Jeffree Merteuil-Clark, 17, is a junior who's active in the gay-straight alliance at Frontier High School in Bakersfield, a Central Valley city not far from Tehachapi. That's the town where 13-year-old Seth Walsh, hanged himself outside his home last month after enduring taunts from classmates about being gay. He died after nine days in a coma.

Merteuil-Clark said the teachers who are sympathetic to bullied gay students tend to be cautious, fearing they might antagonize Kern County school administrators who want to "sweep the problem under the rug."

"Growing up gay in Kern County, you have all this opposition to you," he said. "It does have an impact on you. When you're little, you think the rest of the world hates you."

The debate has proved to be a minefield for the Olweus Bullying Prevention Program, one of the largest in the nation, as it strives to serve schools ranging from progressive to conservative.

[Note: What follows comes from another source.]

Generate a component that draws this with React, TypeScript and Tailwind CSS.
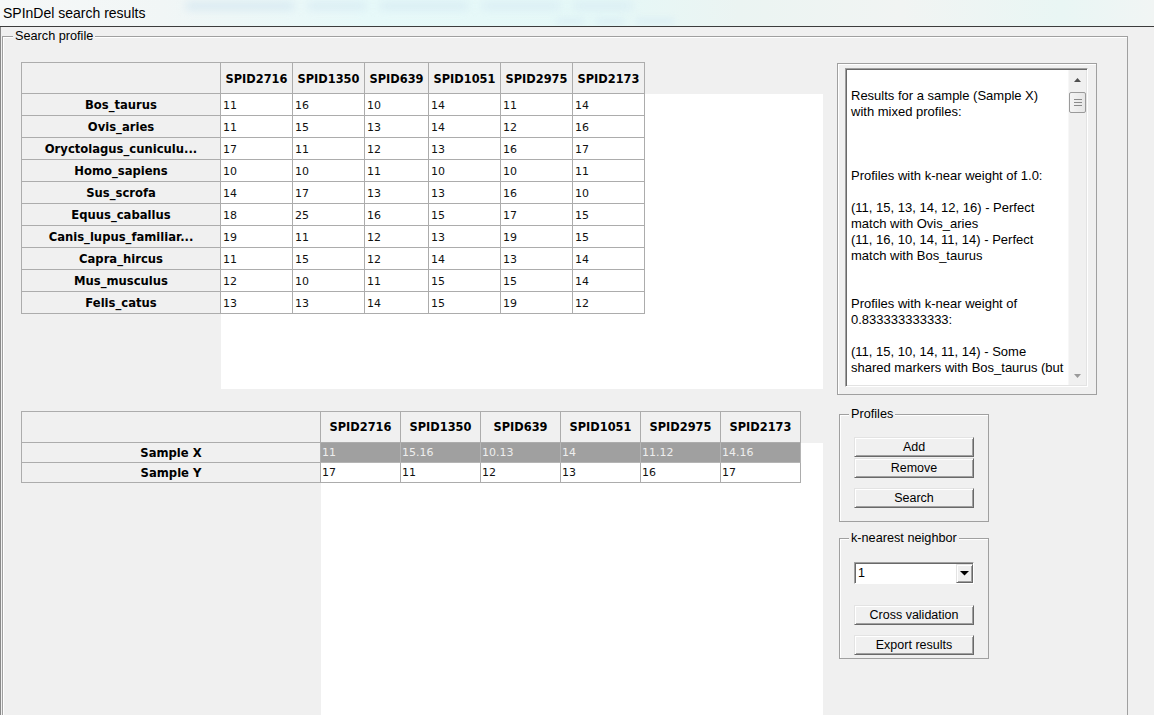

"We have to be extremely careful," said Marlene Snyder, the Olweus development director, describing a community-by-community approach which enables schools to tailor the program as they see fit in regard to anti-gay bullying.

"We've worked in all kinds of schools," Snyder said. "Some have very much taken on the homophobic situation. Other schools won't touch it with a 10-foot pole."

GLSEN sees a mixed picture nationwide - gay-straight alliances continue to spread, numbering more than 4,000 nationwide, yet nine of 10 gay students in its latest survey reported suffering anti-gay harassment,

Asked for an example of an effective program, GLSEN leader Eliza Byard cited New York City's Respect for All Initiative. The district, which serves 1.1 million students, makes specific mention of sexual orientation in its anti-bullying training for teachers and its materials for students.

"There's always more to do," said Elayna Konstan, head of the Office of School and Youth Development. "We're always trying to do this work better."

Of course, even a highly praised anti-bullying program doesn't spare New York City from its own share of anti-gay violence. Police charged members of a street gang with brutally beating a recruit they suspected of being gay and torturing him and two other people last week.